If we look at that pump speed all the way at the top, you'll see that there's a normal value of 0. That's one of the intrinsic validation checks that means, hey, this is not normal. And prediction, zero, meaning it's not passing those physical behavioral checks from the specifications.

We can trend these signals, again using the same stoplight system as required by the user, where you'll see September 4 all the way to 7 with zero prediction event value. We can even download the work and the validated data down to the level. So engineers can bring them in into their own environments and essentially do whatever they want with the data.

Here's an MLX integration using MindSphere in Matlab Production Server. We have a facility temperature that's a facility that uses this geothermal energy generated. And you'll see about January 10 all the bad data. Quote unquote "bad data." Because we know the state mapping of the system, we can ignore that and move on. That's actually good data.

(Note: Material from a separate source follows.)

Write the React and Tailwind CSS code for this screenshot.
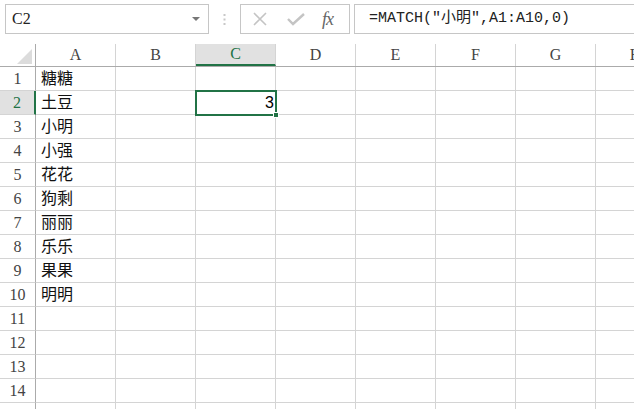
import React from 'react';

const cols = ['A', 'B', 'C', 'D', 'E', 'F', 'G', 'H'];
const names = ['糖糖', '土豆', '小明', '小强', '花花', '狗剩', '丽丽', '乐乐', '果果', '明明'];
const rows = Array.from({ length: 15 }, (_, i) => i + 1);

function Cell({ row, col }) {
  const selected = row === 2 && col === 'C';
  let content = null;
  if (col === 'A' && row <= 10) {
    content = <span className="pl-[5px] text-[16px] text-[#111]">{names[row - 1]}</span>;
  }
  return (
    <div className="relative w-[80px] shrink-0 h-full border-r border-b border-[#d4d4d4] flex items-center">
      {content}
      {selected && (
        <div className="absolute -left-[1px] -top-[1px] w-[82px] h-[26px] border-2 border-[#217346] z-10 flex items-center justify-end pr-[1px]">
          <span className="font-['Liberation_Sans'] text-[16px] text-black">3</span>
          <div className="absolute -right-[4px] -bottom-[4px] w-[6px] h-[6px] bg-[#217346] border border-white"></div>
        </div>
      )}
    </div>
  );
}

export default function App() {
  return (
    <div className="w-[634px] h-[409px] bg-white overflow-hidden font-['Liberation_Serif','Noto_Sans_CJK_SC',serif]">
      {/* formula bar */}
      <div className="flex items-start pt-[4px] h-[40px]">
        <div className="ml-[5px] w-[204px] shrink-0 h-[30px] border border-[#c6c6c6] flex items-center justify-between pl-[6px] pr-[8px]">
          <span className="text-[16px] text-[#222]">C2</span>
          <svg width="8" height="5" viewBox="0 0 8 5"><path d="M0 0 L8 0 L4 4 Z" fill="#777" /></svg>
        </div>
        <div className="w-[31px] shrink-0 h-[30px] flex items-center justify-center">
          <svg width="3" height="11" viewBox="0 0 3 11">
            <rect x="0.5" y="0" width="2" height="2" fill="#c8c8c8" />
            <rect x="0.5" y="4.5" width="2" height="2" fill="#c8c8c8" />
            <rect x="0.5" y="9" width="2" height="2" fill="#c8c8c8" />
          </svg>
        </div>
        <div className="w-[110px] shrink-0 h-[30px] border border-[#c6c6c6] flex items-center pl-[11px]">
          <svg width="16" height="16" viewBox="0 0 16 16"><path d="M2 2 L14 14 M14 2 L2 14" stroke="#c4c4c4" strokeWidth="1.6" /></svg>
          <svg className="ml-[19px]" width="18" height="14" viewBox="0 0 18 14"><path d="M1 7 L6 12 L17 2" stroke="#c4c4c4" strokeWidth="2.4" fill="none" /></svg>
          <span className="ml-[17px] italic text-[18px] text-[#666] font-['Liberation_Serif'] tracking-[-1px]">fx</span>
        </div>
        <div className="ml-[4px] w-[300px] shrink-0 h-[30px] border border-[#c6c6c6] flex items-center pl-[14px]">
          <span className="font-['Liberation_Mono','Noto_Sans_CJK_SC',monospace] text-[15px] text-[#222] whitespace-nowrap">=MATCH("小明",A1:A10,0)</span>
        </div>
      </div>

      {/* column headers */}
      <div className="flex h-[23px] border-b border-[#ababab] mt-[4px]">
        <div className="w-[36px] shrink-0 h-full border-r border-[#ababab] flex items-end justify-end pr-[3px] pb-[2px]">
          <svg width="15" height="15" viewBox="0 0 15 15"><path d="M15 0 L15 15 L0 15 Z" fill="#dcdcdc" /></svg>
        </div>
        {cols.map((c) => (
          <div
            key={c}
            className={
              c === 'C'
                ? 'w-[80px] shrink-0 h-full bg-[#e1e1e1] border-r border-[#d4d4d4] border-b-2 border-b-[#217346] flex items-center justify-center text-[16px] text-[#217346]'
                : 'w-[80px] shrink-0 h-full border-r border-[#d4d4d4] flex items-center justify-center text-[16px] text-[#444]'
            }
          >
            {c}
          </div>
        ))}
      </div>

      {/* rows */}
      {rows.map((r) => (
        <div key={r} className="flex h-[24px]">
          <div
            className={
              r === 2
                ? 'w-[36px] shrink-0 h-full bg-[#e1e1e1] border-b border-[#d4d4d4] border-r-2 border-r-[#217346] flex items-center justify-center text-[16px] text-[#217346]'
                : 'w-[36px] shrink-0 h-full border-b border-[#d4d4d4] border-r border-r-[#ababab] flex items-center justify-center text-[16px] text-[#444]'
            }
          >
            {r <= 14 ? r : ''}
          </div>
          {cols.map((c) => (
            <Cell key={c} row={r} col={c} />
          ))}
        </div>
      ))}
    </div>
  );
}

On January 19, we have a very high quality score. Notice the temperature signal. Very smooth. We may have some missing values but that's OK. In January 28, we have a really bad quality score. That dip in that signal correct prediction means it failed the validation physical behavioral checks.

Let's see what happened. We have in a matter of 15 minutes an ambient temperature, just like the one you're in, that goes from under 46 Fahrenheit, swings to 58, and back to the mean. That's just physically impossible. So how do we do this physical specification? We will go from the time domain to the interval domain where we create these physical specifications for that one temperature, meaning we create a multivariate system. The third plot here shows failed specifications like the one we just saw at the top.

Again, we're calling Matlab Production Server with our technology housed inside from MindSphere, which is a Siemen stack. We're calling it from local environments and we're also calling it from the same cloud environment. It's a very scalable architecture that has allowed us not only to protect their technology and source code but also provide services in any variety of ways.